**Recorded information**
|---|
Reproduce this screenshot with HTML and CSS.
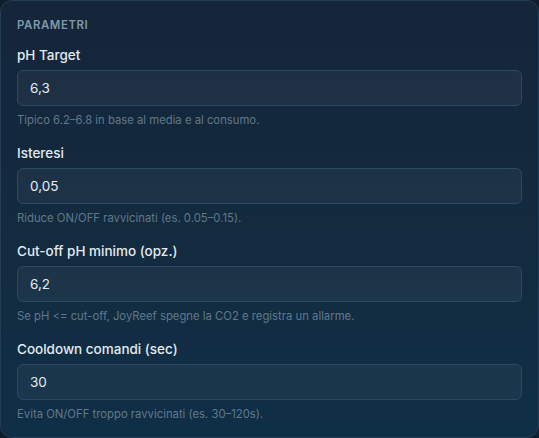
FILE: index.html
```html
<!DOCTYPE html>
<html lang="it">
<head>
<meta charset="utf-8">
<link rel="stylesheet" href="styles.css">
</head>
<body>
<section class="card">
  <h2 class="card-title">PARAMETRI</h2>
  <div class="field">
    <label class="field-label">pH Target</label>
    <div class="field-input">6,3</div>
    <p class="field-hint">Tipico 6.2–6.8 in base al media e al consumo.</p>
  </div>
  <div class="field">
    <label class="field-label">Isteresi</label>
    <div class="field-input">0,05</div>
    <p class="field-hint">Riduce ON/OFF ravvicinati (es. 0.05–0.15).</p>
  </div>
  <div class="field">
    <label class="field-label">Cut-off pH minimo (opz.)</label>
    <div class="field-input">6,2</div>
    <p class="field-hint">Se pH &lt;= cut-off, JoyReef spegne la CO2 e registra un allarme.</p>
  </div>
  <div class="field">
    <label class="field-label">Cooldown comandi (sec)</label>
    <div class="field-input">30</div>
    <p class="field-hint">Evita ON/OFF troppo ravvicinati (es. 30–120s).</p>
  </div>
</section>
</body>
</html>
```
FILE: styles.css
```css
html, body {
  margin: 0;
  padding: 0;
  background: #0f1d2c;
  font-family: Inter, "Noto Sans", sans-serif;
}
.card {
  box-sizing: border-box;
  width: 539px;
  height: 438px;
  border: 1px solid #223d55;
  border-radius: 12px;
  padding: 17px 16px 16px;
  background: linear-gradient(180deg, #15253a 0%, #132b40 60%, #0f2f46 100%);
  display: flex;
  flex-direction: column;
  gap: 17px;
}
.card-title {
  margin: 0 0 -3px;
  font-size: 11.4px;
  line-height: 14px;
  font-weight: 600;
  letter-spacing: 0.6px;
  color: #7f99aa;
}
.field {
  display: flex;
  flex-direction: column;
}
.field-label {
  font-size: 13.5px;
  line-height: 18px;
  font-weight: 500;
  color: #e2eaf0;
  margin-bottom: 6px;
}
.field-input {
  box-sizing: border-box;
  height: 36px;
  border: 1px solid #2a4a62;
  border-radius: 6px;
  background: rgba(255, 255, 255, 0.045);
  padding: 0 12px;
  display: flex;
  align-items: center;
  font-size: 13.5px;
  color: #e4ecf2;
}
.field-hint {
  margin: 7px 0 0;
  font-size: 11.3px;
  line-height: 14px;
  color: #60798b;
}
```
|---|
**Exercise brief**
Retype the data above exactly; pictures are not part of the copy.

**Solution**
Reproduce this screenshot with HTML and CSS.
FILE: index.html
```html
<!DOCTYPE html>
<html lang="it">
<head>
<meta charset="utf-8">
<link rel="stylesheet" href="styles.css">
</head>
<body>
<section class="card">
  <h2 class="card-title">PARAMETRI</h2>
  <div class="field">
    <label class="field-label">pH Target</label>
    <div class="field-input">6,3</div>
    <p class="field-hint">Tipico 6.2–6.8 in base al media e al consumo.</p>
  </div>
  <div class="field">
    <label class="field-label">Isteresi</label>
    <div class="field-input">0,05</div>
    <p class="field-hint">Riduce ON/OFF ravvicinati (es. 0.05–0.15).</p>
  </div>
  <div class="field">
    <label class="field-label">Cut-off pH minimo (opz.)</label>
    <div class="field-input">6,2</div>
    <p class="field-hint">Se pH &lt;= cut-off, JoyReef spegne la CO2 e registra un allarme.</p>
  </div>
  <div class="field">
    <label class="field-label">Cooldown comandi (sec)</label>
    <div class="field-input">30</div>
    <p class="field-hint">Evita ON/OFF troppo ravvicinati (es. 30–120s).</p>
  </div>
</section>
</body>
</html>
```
FILE: styles.css
```css
html, body {
  margin: 0;
  padding: 0;
  background: #0f1d2c;
  font-family: Inter, "Noto Sans", sans-serif;
}
.card {
  box-sizing: border-box;
  width: 539px;
  height: 438px;
  border: 1px solid #223d55;
  border-radius: 12px;
  padding: 17px 16px 16px;
  background: linear-gradient(180deg, #15253a 0%, #132b40 60%, #0f2f46 100%);
  display: flex;
  flex-direction: column;
  gap: 17px;
}
.card-title {
  margin: 0 0 -3px;
  font-size: 11.4px;
  line-height: 14px;
  font-weight: 600;
  letter-spacing: 0.6px;
  color: #7f99aa;
}
.field {
  display: flex;
  flex-direction: column;
}
.field-label {
  font-size: 13.5px;
  line-height: 18px;
  font-weight: 500;
  color: #e2eaf0;
  margin-bottom: 6px;
}
.field-input {
  box-sizing: border-box;
  height: 36px;
  border: 1px solid #2a4a62;
  border-radius: 6px;
  background: rgba(255, 255, 255, 0.045);
  padding: 0 12px;
  display: flex;
  align-items: center;
  font-size: 13.5px;
  color: #e4ecf2;
}
.field-hint {
  margin: 7px 0 0;
  font-size: 11.3px;
  line-height: 14px;
  color: #60798b;
}
```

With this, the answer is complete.